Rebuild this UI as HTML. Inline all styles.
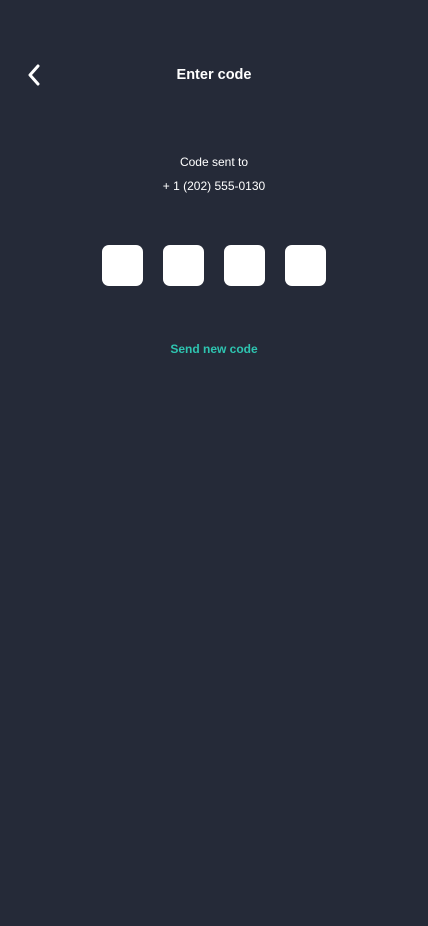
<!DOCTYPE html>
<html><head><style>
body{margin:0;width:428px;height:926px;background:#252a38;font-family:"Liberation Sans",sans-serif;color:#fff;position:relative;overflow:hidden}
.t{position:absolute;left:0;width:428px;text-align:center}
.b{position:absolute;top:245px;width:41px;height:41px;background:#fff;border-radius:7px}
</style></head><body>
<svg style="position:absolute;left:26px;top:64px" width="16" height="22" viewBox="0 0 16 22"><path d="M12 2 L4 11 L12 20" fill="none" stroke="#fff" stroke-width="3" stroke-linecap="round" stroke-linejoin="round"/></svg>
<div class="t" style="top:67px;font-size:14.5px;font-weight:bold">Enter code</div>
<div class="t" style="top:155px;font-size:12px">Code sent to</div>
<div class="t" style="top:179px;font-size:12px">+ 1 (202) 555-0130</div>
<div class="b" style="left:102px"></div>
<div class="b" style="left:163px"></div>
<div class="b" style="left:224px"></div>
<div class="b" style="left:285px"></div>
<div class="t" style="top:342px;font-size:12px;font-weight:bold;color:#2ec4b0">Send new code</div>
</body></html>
- - - - -
Copy out all of the data word for word. Do not carry over any picture.

Rebuild this UI as HTML. Inline all styles.
<!DOCTYPE html>
<html><head><style>
body{margin:0;width:428px;height:926px;background:#252a38;font-family:"Liberation Sans",sans-serif;color:#fff;position:relative;overflow:hidden}
.t{position:absolute;left:0;width:428px;text-align:center}
.b{position:absolute;top:245px;width:41px;height:41px;background:#fff;border-radius:7px}
</style></head><body>
<svg style="position:absolute;left:26px;top:64px" width="16" height="22" viewBox="0 0 16 22"><path d="M12 2 L4 11 L12 20" fill="none" stroke="#fff" stroke-width="3" stroke-linecap="round" stroke-linejoin="round"/></svg>
<div class="t" style="top:67px;font-size:14.5px;font-weight:bold">Enter code</div>
<div class="t" style="top:155px;font-size:12px">Code sent to</div>
<div class="t" style="top:179px;font-size:12px">+ 1 (202) 555-0130</div>
<div class="b" style="left:102px"></div>
<div class="b" style="left:163px"></div>
<div class="b" style="left:224px"></div>
<div class="b" style="left:285px"></div>
<div class="t" style="top:342px;font-size:12px;font-weight:bold;color:#2ec4b0">Send new code</div>
</body></html>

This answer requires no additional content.